How are you feeling today?
Glad to hear it!
How is the wildlife in your area feeling?
The U.S.Geological Survey National Wildlife Health Center needs to know, and they have created two new programs to find out.
“Avian influenza, SARS, West Nile virus, and rabies are just a few of the rogues’ gallery of human diseases in which wildlife play a role. Seventy-five percent of recent emerging infectious diseases in humans began as animal infections, and most of these have involved wildlife,” explains USGS scientist Joshua Dein.
Getting this info into the right hands fast can lead to the detection and containment of wildlife disease outbreaks that may pose a health risk to people, livestock and stressed ecosystems. These new tools can help the public report sick or dead wild animals. They are examples of “citizen science,” which capitalizes on the public’s ability to help record and map natural phenomena, providing timely information to researchers.
Researchers in the Nelson Institute for Environmental Studies at the University of Wisconsin-Madison and the U.S. Geological Survey National Wildlife Health Center in Madison created WHER so that people around the world can easily share information about possible health threats to wildlife and humans.
The Wildlife Health Event Reporter (WHER) is a new website that enables anyone with an Internet connection to report sightings of sick or dead wildlife.
Both the WHER and “Outbreaks Near Me” are designed to advance One Health, a worldwide initiative to expand interdisciplinary collaborations and communications in all aspects of health care for humans, animals, and the environment.
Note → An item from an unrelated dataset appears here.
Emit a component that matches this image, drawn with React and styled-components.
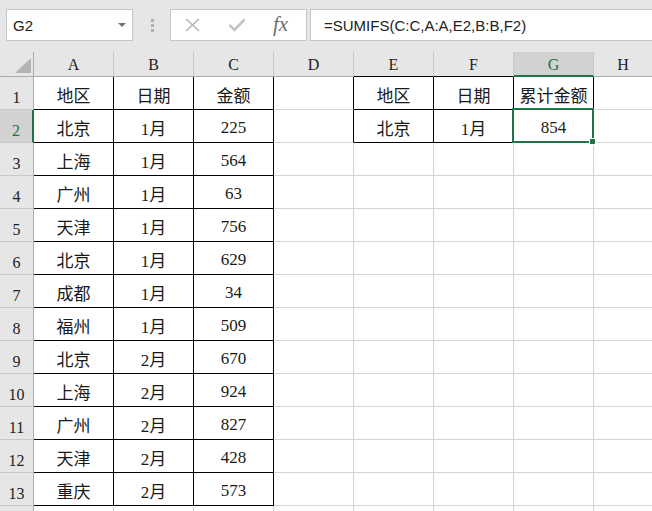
import React from 'react';
import styled, { createGlobalStyle } from 'styled-components';

const GREEN = '#217346';
const GRID = '#d4d4d4';
const INK = '#000';
const COLS = ['A', 'B', 'C', 'D', 'E', 'F', 'G', 'H'];

const sales = [
  ['地区', '日期', '金额'],
  ['北京', '1月', '225'],
  ['上海', '1月', '564'],
  ['广州', '1月', '63'],
  ['天津', '1月', '756'],
  ['北京', '1月', '629'],
  ['成都', '1月', '34'],
  ['福州', '1月', '509'],
  ['北京', '2月', '670'],
  ['上海', '2月', '924'],
  ['广州', '2月', '827'],
  ['天津', '2月', '428'],
  ['重庆', '2月', '573'],
];

const lookup = {
  1: ['地区', '日期', '累计金额'],
  2: ['北京', '1月', '854'],
};

const GlobalStyle = createGlobalStyle`
  html, body { margin: 0; padding: 0; background: #e6e6e6; overflow: hidden; }
`;

const Window = styled.div`
  width: 652px;
  height: 511px;
  overflow: hidden;
  background: #e6e6e6;
  font-family: "Liberation Serif", "Noto Sans CJK SC", serif;
`;

const Toolbar = styled.div`
  height: 52px;
  box-sizing: border-box;
  padding: 9px 0 0 6px;
  display: flex;
  align-items: flex-start;
`;

const NameBox = styled.div`
  width: 127px;
  height: 32px;
  box-sizing: border-box;
  background: #fff;
  border: 1px solid #c6c6c6;
  display: flex;
  align-items: center;
  justify-content: space-between;
  padding: 1px 6px 0 6px;
  font: 15px "Liberation Sans", sans-serif;
  color: #222;
`;

const Caret = styled.span`
  width: 0;
  height: 0;
  border-left: 4px solid transparent;
  border-right: 4px solid transparent;
  border-top: 4px solid #707070;
  margin-top: -1px;
`;

const Grip = styled.div`
  width: 37px;
  height: 32px;
  display: flex;
  flex-direction: column;
  align-items: center;
  justify-content: center;
  gap: 2px;
  padding-left: 1px;
  box-sizing: border-box;
`;

const Dot = styled.span`
  width: 3px;
  height: 3px;
  background: #b0b0b0;
`;

const FxBox = styled.div`
  width: 137px;
  height: 32px;
  box-sizing: border-box;
  background: #fff;
  border: 1px solid #c6c6c6;
  display: flex;
  align-items: center;
  padding-left: 14px;
  gap: 28px;
`;

const FxLabel = styled.span`
  font: italic 21px "Liberation Serif", serif;
  color: #6e6e6e;
  margin-left: -1px;
  margin-top: -2px;
`;

const FormulaBox = styled.div`
  flex: 1;
  margin-left: 3px;
  margin-right: -4px;
  height: 32px;
  box-sizing: border-box;
  background: #fff;
  border: 1px solid #c6c6c6;
  display: flex;
  align-items: center;
  padding: 1px 0 0 13px;
  font: 15px "Liberation Sans", sans-serif;
  color: #222;
  white-space: nowrap;
`;

const Sheet = styled.div`
  display: grid;
  grid-template-columns: 34px repeat(7, 80px) 1fr;
  grid-template-rows: 25px;
  grid-auto-rows: 33px;
`;

const Corner = styled.div`
  position: relative;
  background: #e6e6e6;
  border-right: 1px solid #ababab;
  border-bottom: 1px solid #ababab;
  &::after {
    content: '';
    position: absolute;
    right: 2px;
    bottom: 3px;
    width: 0;
    height: 0;
    border-left: 16px solid transparent;
    border-bottom: 15px solid #b4b4b4;
  }
`;

const ColHead = styled.div`
  box-sizing: border-box;
  background: ${p => (p.$active ? '#d2d2d2' : '#e6e6e6')};
  border-right: ${p => (p.$open ? 'none' : '1px solid #c8c8c8')};
  border-bottom: ${p => (p.$active ? `2px solid ${GREEN}` : `1px solid ${p.$edge || '#ababab'}`)};
  color: ${p => (p.$active ? GREEN : '#222')};
  font: 16px "Liberation Serif", serif;
  display: flex;
  align-items: center;
  justify-content: center;
  padding-top: 2px;
`;

const RowHead = styled.div`
  box-sizing: border-box;
  background: ${p => (p.$active ? '#d2d2d2' : '#e6e6e6')};
  border-right: ${p => (p.$active ? `2px solid ${GREEN}` : '1px solid #ababab')};
  border-bottom: 1px solid #c8c8c8;
  color: ${p => (p.$active ? GREEN : '#222')};
  font: 16px "Liberation Serif", serif;
  display: flex;
  align-items: flex-end;
  justify-content: center;
  padding-bottom: 2px;
`;

const Cell = styled.div`
  position: relative;
  box-sizing: border-box;
  background: #fff;
  border-right: ${p => (p.$open ? 'none' : `1px solid ${p.$r || GRID}`)};
  border-bottom: 1px solid ${p => p.$b || GRID};
  display: flex;
  align-items: center;
  justify-content: center;
  padding-top: 3px;
  font-family: "Liberation Serif", "Noto Sans CJK SC", serif;
  font-size: 17px;
  color: #1a1a1a;
  white-space: nowrap;
`;

const Selection = styled.span`
  position: absolute;
  left: -2px;
  top: -2px;
  right: -1px;
  bottom: -1px;
  border: 2px solid ${GREEN};
  z-index: 2;
  pointer-events: none;
  &::after {
    content: '';
    position: absolute;
    right: -4px;
    bottom: -4px;
    width: 5px;
    height: 5px;
    background: ${GREEN};
    border: 1px solid #fff;
  }
`;

function CancelIcon() {
  return (
    <svg width="15" height="14" viewBox="0 0 15 14">
      <path d="M1 1 L14 13 M14 1 L1 13" stroke="#b4b4b4" strokeWidth="1.5" fill="none" />
    </svg>
  );
}

function EnterIcon() {
  return (
    <svg width="18" height="14" viewBox="0 0 18 14">
      <path d="M1.5 7 L6.5 12 L16.5 1.5" stroke="#c4c4c4" strokeWidth="2.6" fill="none" />
    </svg>
  );
}

function cellFor(r, ci) {
  const inMain = ci <= 2 && r <= 13;
  const inSide = ci >= 4 && ci <= 6 && r <= 2;
  let text = '';
  if (inMain) text = sales[r - 1][ci];
  if (inSide) text = lookup[r][ci - 4];
  return {
    text,
    right: inMain || inSide || (ci === 3 && r <= 2) ? INK : GRID,
    bottom: inMain || inSide ? INK : GRID,
  };
}

export default function App() {
  // row 14 only peeks in at the bottom edge, its number is below the fold
  const rows = Array.from({ length: 14 }, (_, i) => i + 1);

  return (
    <Window>
      <GlobalStyle />
      <Toolbar>
        <NameBox>
          G2
          <Caret />
        </NameBox>
        <Grip>
          <Dot />
          <Dot />
          <Dot />
        </Grip>
        <FxBox>
          <CancelIcon />
          <EnterIcon />
          <FxLabel>fx</FxLabel>
        </FxBox>
        <FormulaBox>=SUMIFS(C:C,A:A,E2,B:B,F2)</FormulaBox>
      </Toolbar>

      <Sheet>
        <Corner />
        {COLS.map(c => (
          <ColHead
            key={c}
            $active={c === 'G'}
            $edge={c === 'E' || c === 'F' ? INK : undefined}
            $open={c === 'H'}
          >
            {c}
          </ColHead>
        ))}
        {rows.map(r => (
          <React.Fragment key={r}>
            <RowHead $active={r === 2}>{r <= 13 ? r : ''}</RowHead>
            {COLS.map((c, ci) => {
              const cell = cellFor(r, ci);
              return (
                <Cell key={c} $r={cell.right} $b={cell.bottom} $open={c === 'H'}>
                  {cell.text}
                  {r === 2 && c === 'G' && <Selection />}
                </Cell>
              );
            })}
          </React.Fragment>
        ))}
      </Sheet>
    </Window>
  );
}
“These tools are the first with the capacity to accept wildlife health reports from anywhere on earth and deliver wildlife disease information to the wildlife and medical communities,” said Lewis Gilbert, associate director of the Nelson Institute . “We hope that they will help the public act as an army of observers looking for signs of new or emerging diseases at both the national and international level.”
On my land, the issue that scares me the most is Chronic Wasting Disease in the deer herd. That’s what I’ll be looking out for. The Driftless Area in southwestern Wisconsin has the dubious honor of being one of the national hot spots, but accurate information is hard for researchers to get.
The disease was originally described in captive animals 35 years ago in Colorado who were fed supplements made of ground-up meat product to increase the side of their antlers. Contaminated animals were sold to other deer confinement operations and now CWD has been reported in free-ranging deer in South Dakota, Wisconsin, New Mexico, Illinois, and Utah. Officials especially want to hear about CWD in the free-ranging white-tailed deer herd east of the Mississippi River.
Dein emphasizes that we should not see wildlife as a threat to human health. “A more accurate vision is that we all share risks from these disease threats,” he says. “These new tools can help researchers use wildlife as sentinels to alert us to diseases in the environment.”
Dein points out that toxic contamination of soil, air and water is often first recognized by reports of dead fish and wildlife and that animals also can serve as models of the progression of an emerging disease in people and how a new disease might spread in human populations.
To make this work, WHER is going to need high participation rates. So let’s all keep our eyes open when we are outside working and playing. And if you see a sick animal, don’t touch it – just report it.
Have you seen any wildlife that didn’t seem tip top?